… but more through the lens of what your everyday American is starting to wake up and realize.
Not to derail the thread into a political discussion, but I believe Trump and his advisors expertly crafted his 2016 campaign to take advantage of the growing societal distrust of the current system. …
I believe the average American is starting to realize that the 20th century version of the American dream is all but dead. A good work ethic is no longer a ticket to the middle class without careful career moves and training along the way. ...
The student loan crisis is starting to rear it's ugly head and we have a few generations who will be forever indebted because their parents and guidance counselors told them it was always a wise move to go to college. ...
You have an ever widening gap of the wealthy and everyone else (I'd put most aggressive savers from MMM in the wealthy class). The media continues to highlight what the billionaire class does which does nothing but create class envy.
I find it ironic that in the same message you simultaneously declare the American Dream is dead AND point out the existence of gobs of MMM followers who follow TRULY SIMPLE processes to build significant wealth.
The existence of so many successful MMM types is not only proof the American Dream is not dead, it's proof that there is even more opportunity out there than before.
The problem for the middle class isn't that they don't have the financial means to build significant wealth (barring catastrophic medical or legal woes), it's that they don't (or won't) do so.
We have a real problem in that we are not forcing corporations to pay decent wages to many of their employees and we're letting employers pass on many things they should pay for onto the taxpaying public. We have a real problem in that the social safety net for people who are just unlucky is too weak.

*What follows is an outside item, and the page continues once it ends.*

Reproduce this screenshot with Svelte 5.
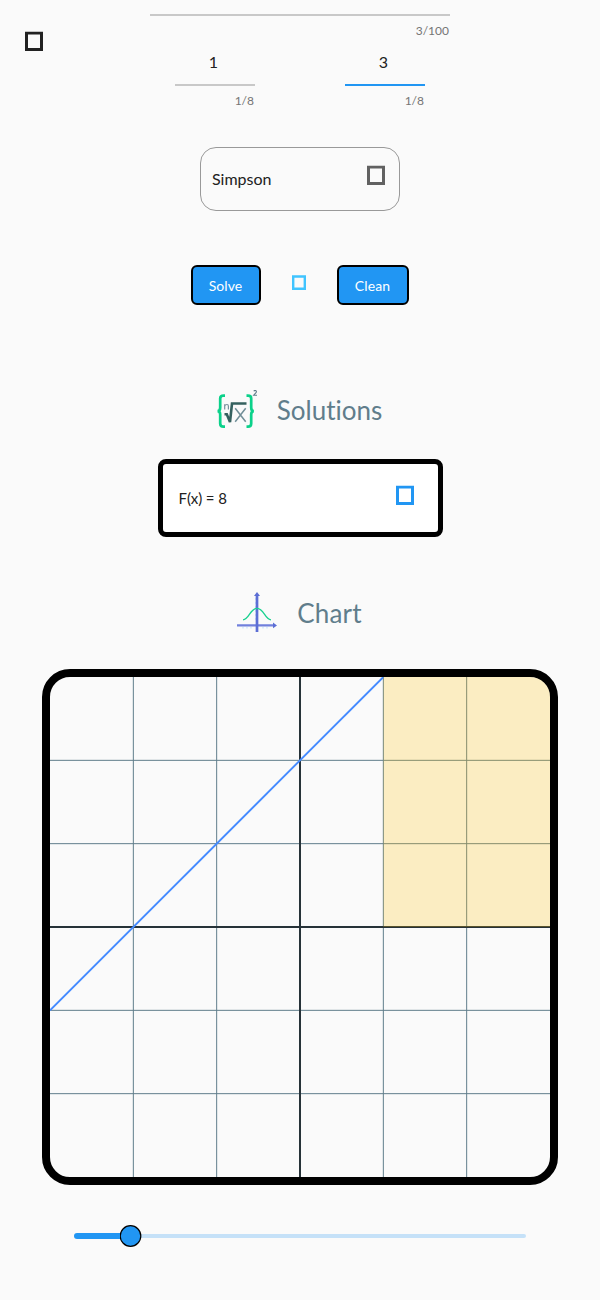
<script>
  let lower = $state('1');
  let upper = $state('3');
  const cells = [1, 2, 4, 5];
  const unit = 500 / 6;
  const zoom = 12.5;
</script>

{#snippet box(kind)}
  {#if kind === 'small'}
    <svg class="small" width="14" height="15" viewBox="0 0 14 15"><path fill-rule="evenodd" d="M0 .3H14V15H0ZM2.4 2.7V12.5H11.6V2.7Z" fill="currentColor" /></svg>
  {:else}
    <svg width="18" height="20" viewBox="0 0 18 20"><path fill-rule="evenodd" d="M0 .75H18V20H0ZM3 3.5V17H15V3.5Z" fill="currentColor" /></svg>
  {/if}
{/snippet}

<main>
  <header>
    <button class="menu" aria-label="Menu">{@render box('large')}</button>
    <div class="function"><span>3/100</span></div>
    <div class="limits">
      <label><b>{lower}</b><span>{lower.length}/8</span></label>
      <label class="active"><b>{upper}</b><span>{upper.length}/8</span></label>
    </div>
  </header>

  <div class="select"><span>Simpson</span><i>{@render box('large')}</i></div>

  <div class="actions">
    <button class="solve">Solve</button>
    <i>{@render box('small')}</i>
    <button class="clean">Clean</button>
  </div>

  <h2 class="solutions">
    <svg width="40" height="40" viewBox="0 0 40 40" fill="none">
      <path d="M8 5.7H6.5Q3.2 5.7 3.2 8.5V17.5Q3.2 21.1 .5 21.1Q3.2 21.1 3.2 24.5V33.5Q3.2 36.7 6.5 36.7H8M29.5 5.7H31Q34.2 5.7 34.2 8.5V17.5Q34.2 21.1 36.9 21.1Q34.2 21.1 34.2 24.5V33.5Q34.2 36.7 31 36.7H29.5" stroke="#0bd18a" stroke-width="2.7" />
      <path d="M7.5 24.3H9.8L13 32L15 13.5H29.5" stroke="#35615f" stroke-width="2.6" />
      <path d="M7.7 19.5V14.2M7.7 16Q8.2 14.5 10 14.5Q11.4 14.5 11.4 16.3V19.5" stroke="#78909c" stroke-width="1.2" />
      <path d="M18.2 18.2L28.7 31.7M28.7 18.2L18.2 31.7" stroke="#708e97" stroke-width="1.5" />
      <path d="M36.8 1.2Q37.2 .3 38.2 .4Q40.1 .8 39 2.6L36.7 5.2H40" stroke="#607d8b" stroke-width="1.1" />
    </svg>
    <span>Solutions</span>
  </h2>

  <div class="result"><span>F(x) = 8</span><i>{@render box('large')}</i></div>

  <h2 class="charttitle">
    <svg width="40" height="40" viewBox="0 0 40 40" fill="none">
      <path d="M18 7H20M18 11H20M18 15H20M18 19H20M18 23H20M18 27H20M6 35V36.5M10 35V36.5M14 35V36.5M26 35V36.5M30 35V36.5" stroke="#b9ddff" stroke-width="1" />
      <path d="M0 33.4H38" stroke="#7180dc" stroke-width="2.2" />
      <path d="M20 40V3" stroke="#5c6ed5" stroke-width="2.7" />
      <path d="M17 4L20 0L23 4ZM36 30.5L40 33.4L36 36.3Z" fill="#5c6ed5" />
      <path d="M6 27.8C12 27.8 13 16.4 20 16.4S28 27.8 34 27.8" stroke="#18d18f" stroke-width="1.3" />
    </svg>
    <span>Chart</span>
  </h2>

  <div class="chart">
    <svg width="500" height="500" viewBox="0 0 500 500">
      {#each cells as n}
        <path d="M{n * unit} 0V500M0 {n * unit}H500" stroke="#607d8b" stroke-width="1" />
      {/each}
      <path d="M250 0V500M0 250H500" stroke="#263238" stroke-width="2" />
      <path d="M0 {4 * unit}L{4 * unit} 0" stroke="#448aff" stroke-width="1.9" />
      <rect x={4 * unit} width={2 * unit} height="250" fill="#ffc107" fill-opacity=".23" />
    </svg>
  </div>

  <div class="slider">
    <div class="filled" style="width: {zoom}%"></div>
    <svg class="thumb" width="22" height="22" viewBox="0 0 22 22"><circle cx="10.5" cy="11" r="10.3" fill="#2196f3" stroke="#000" stroke-width="1.2" /></svg>
    <div class="rest"></div>
  </div>
</main>

<style>
  :global(body) { background: #fafafa; }
  * { box-sizing: border-box; }
  main {
    width: 600px; height: 1300px; overflow: hidden;
    display: flex; flex-direction: column; align-items: center;
    background: #fafafa; color: #212121; font: 400 16px Lato, sans-serif;
    font-variant-ligatures: none;
  }
  svg { display: block; }
  i { font-style: normal; }
  button { font-family: inherit; padding: 0; }
  header { position: relative; width: 100%; height: 147px; flex-shrink: 0; padding-top: 14px; }
  .menu { position: absolute; left: 25px; top: 31px; border: 0; background: none; color: #212121; }
  .function { width: 300px; height: 36px; margin: 0 auto; border-top: 2px solid #c8c8c8; }
  .function span, label span { display: block; text-align: right; font-size: 12px; line-height: 14px; color: #757575; padding: 8px 1px 0 0; }
  .limits { display: flex; justify-content: center; gap: 90px; }
  label { width: 80px; }
  label b { display: block; height: 36px; border-bottom: 2px solid #c8c8c8; padding: 2px 3px 0 0; text-align: center; font-weight: 400; line-height: 20px; }
  label.active b { border-color: #2196f3; }
  .select { width: 200px; height: 64px; flex-shrink: 0; border: 1px solid #999; border-radius: 16px; padding: 0 14px 0 11px; display: flex; align-items: center; justify-content: space-between; }
  .select i { color: #616161; padding-bottom: 9px; }
  .select span { padding-bottom: 1px; }
  .actions { display: flex; align-items: center; width: 218px; height: 40px; flex-shrink: 0; margin-top: 54px; justify-content: space-between; }
  .actions button { height: 40px; border: 2px solid #000; border-radius: 6px; background: #2196f3; color: #fff; font-size: 14px; padding: 0 1px 0 0; letter-spacing: .1px; }
  .actions .solve { width: 70px; }
  .actions .clean { width: 72px; }
  .actions i { color: #40c4ff; padding: 0 0 5px; }
  h2 { display: flex; align-items: center; height: 40px; flex-shrink: 0; gap: 20px; margin: 0; font-size: 26px; font-weight: 400; color: #607d8b; }
  .solutions { margin-top: 85px; }
  .solutions svg { margin-left: -1px; }
  .result { width: 285px; height: 78px; flex-shrink: 0; margin-top: 29px; border: 5px solid #000; border-radius: 8px; background: #fff; padding: 0 23.5px 0 16px; display: flex; align-items: center; justify-content: space-between; font-size: 15px; letter-spacing: -.1px; }
  .result i { color: #2196f3; padding-bottom: 7px; }
  .charttitle { margin-top: 55px; }
  .charttitle span { padding: 1px 1px 0 0; letter-spacing: .15px; }
  .chart { width: 516px; height: 516px; flex-shrink: 0; margin-top: 37px; border: 8px solid #000; border-radius: 28px; overflow: hidden; }
  .slider { width: 452px; height: 22px; flex-shrink: 0; margin-top: 40px; display: flex; align-items: center; }
  .filled { height: 6px; flex-shrink: 0; border-radius: 3px 0 0 3px; background: #2196f3; }
  .thumb { flex-shrink: 0; margin: 0 -11px; z-index: 1; }
  .rest { flex: 1; height: 4px; border-radius: 0 2px 2px 0; background: #c5e1f8; }
</style>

We have a real problem in that advanced training is expensive instead of inexpensive.
But we don't have a problem with the death of the American Dream. It still works.

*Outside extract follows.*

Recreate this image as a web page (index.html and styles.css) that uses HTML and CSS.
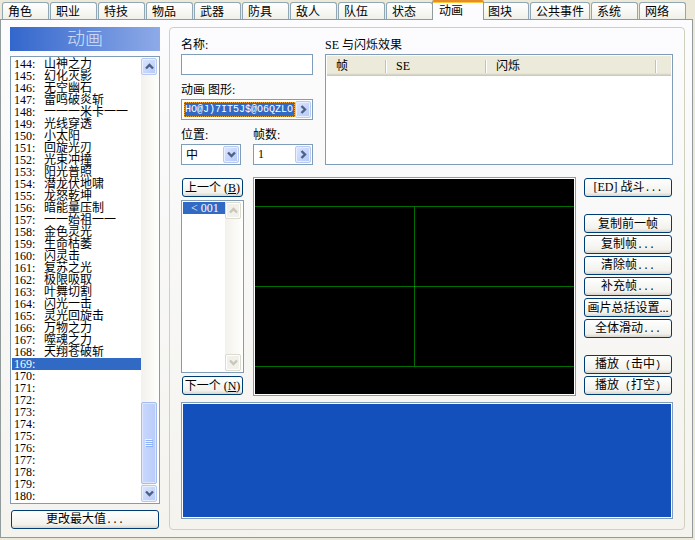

I disagree with all but your 4th paragraph though I think we would agree on more than it seems from our two posts.
I'm not arguing that the American Dream is dead for everyone. I'm arguing that it is dead for MOST. And because it is dead for most, we are systematically losing the middle class which is what made this last 100+ year run so unique.
There are not gobs of MMMers when looking at it from a percentage of the entire population. Those who would qualify as Mustachian (relatively frugal with a healthy savings rate) is so laughably small that we wouldn't show up as a blip on a statistical chart.
And even though all of this seems simple to us (the steps to FI), for your average Joe, it might as well be nuclear physics.
I'm guessing you either have a very high achieving while frugal set of friends/family, or you spend a lot of time on these forums and therefore believe that Mustachianism is the norm (or at least a much larger percentage than what actually exists).
Maybe the best way I could make my point would be with a personal example. My grandfather was born in 1926. After serving in the Navy during WWII, he moved his family (wife and young son) to Kansas City in search of better employment opportunities. He had a high school diploma and very few if any job skills.
Within a few weeks, he was hired as an aircraft engine mechanic apprentice (a union position). He and my grandmother had two more kids. He made enough for my grandma to stay home with the kids, to put his kids thru college, and to buy a new car every 5-6 years. They were somewhat frugal, but were financially illiterate by MMM standards and by no means penny pinchers.
He retired at 58 with a full pension, fully paid healthcare until he and my grandma got to Medicare age, a paid off home, some decent savings, and a decent SS benefit waiting for him.
His example was just normal, par for the course for those who were willing to work coming home from the war. Now compare that outcome to the options a 24 year old in the same position would have today. If you think they are even remotely close, then we will just have to agree to disagree.